McDonald rejects figures from Muslim sources if they tout the rising population of Muslims in Europe, dismissing this as wishful thinking. Yet he accepts numbers from similar sites if they complain about European Muslims falling away from the faith. "I'm inclined to accept this report as valid, if only because Islam Online isn't a website that's particularly eager to accept secularism or assimilation among Western Muslims."

Which is exactly the reason to mistrust the report. Religious groups that are most committed to revival and evangelization are likely to put forth lurid tales, sloppily documented, of rampant secularism. The loonier American Christian organizations offer a good example of this.

McDonald also is unlucky in his historical comparisons; he compares modern France to America's efforts to absorb Catholic immigrants.

"France’s problem with its nominally Muslim minority in the early 21st century isn’t a civilizational clash, any more than the United States’ problem with its nominally Catholic minority in the early 20th century was."

Yet, as McDonald himself points out, "the Roman Catholic Church is the single largest Christian denomination in the United States." As it turns out, the fears of the Know-Nothings of the 1850s were realized. But the consequences were not. But the nature of Catholicism, even a radical Catholicism, is different from that of Islam, especially a radicalized Islam. To pretend otherwise is to be willfully blind.

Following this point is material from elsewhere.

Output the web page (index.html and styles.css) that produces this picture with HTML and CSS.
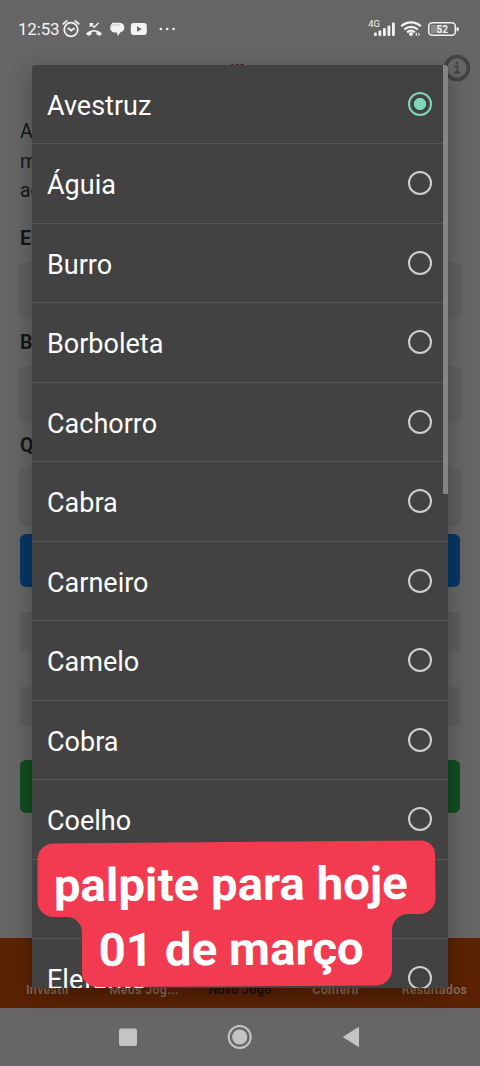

In addition, it overlooks the fact that Catholic immigrants to America were absorbed into a political system that deliberately was constructed to balance the competing powers of multiple religious sects.

And in fact the contrast of the highly religious American society and the utterly secular modern European one is relevant, I think, though McDonald does not address it. Historically, secularism/skepticism is a position of an intellectual elite. It does not tend to be the human condition. I have no idea if there is a God-gene, as some say, but personal experience and reading in history convince me that most people have a yearning toward faith, usually collective faith, even if I don't seem to share that quality.

When skepticism and disbelief spread widely in a civilization, that development often leaves it vulnerable to new and virulent faiths -- think of the late classical world at the time of Christ, or the Middle East at the time of Muhammad. New faiths, untempered by centuries of civilized co-existence, can rage like wildfires in that dry grass. The secularism of modern China, to me, is something to be wary of, not to celebrate.

Saddest, to me, is the way McDonald chooses to argue in a vacuum, by not allowing that there can be any serious argument but his. Nowhere is this more clear than when he hauls up his straw opponent -- the people who write hyperventilating comments on the freewheeling Little Green Footballs Weblog. This is the equivalent of Ralph Nader debating action figures and puppets. It can only pass for a real debate if you're already sure that everyone in your lecture hall already is on your side, a situation I suspect McDonald knows pretty well. If you are a lazy writer and you want to convince liberal Internet types of anything without going to the trouble of really convincing them, just say, "LGF commentators say the opposite." If you want them to say the sun rises in the west, find an Lizardoid to say it rises in the east.

He does introduce one serious writer on the European-Muslim situation, Bat Ye’or, only to instantly dismiss her, without addressing any of her arguments, merely because she is a strong supporter of Israel. Israel has nothing to do with French assimilation of Muslims. Ye'or's position on Israel may color her view of what Europe's interest is. But that is in no sense the point of her study. To dismiss her wholesale, simply because she is a friend of Israel, confirms to me the worst stories I've heard about the current state of academic attitudes.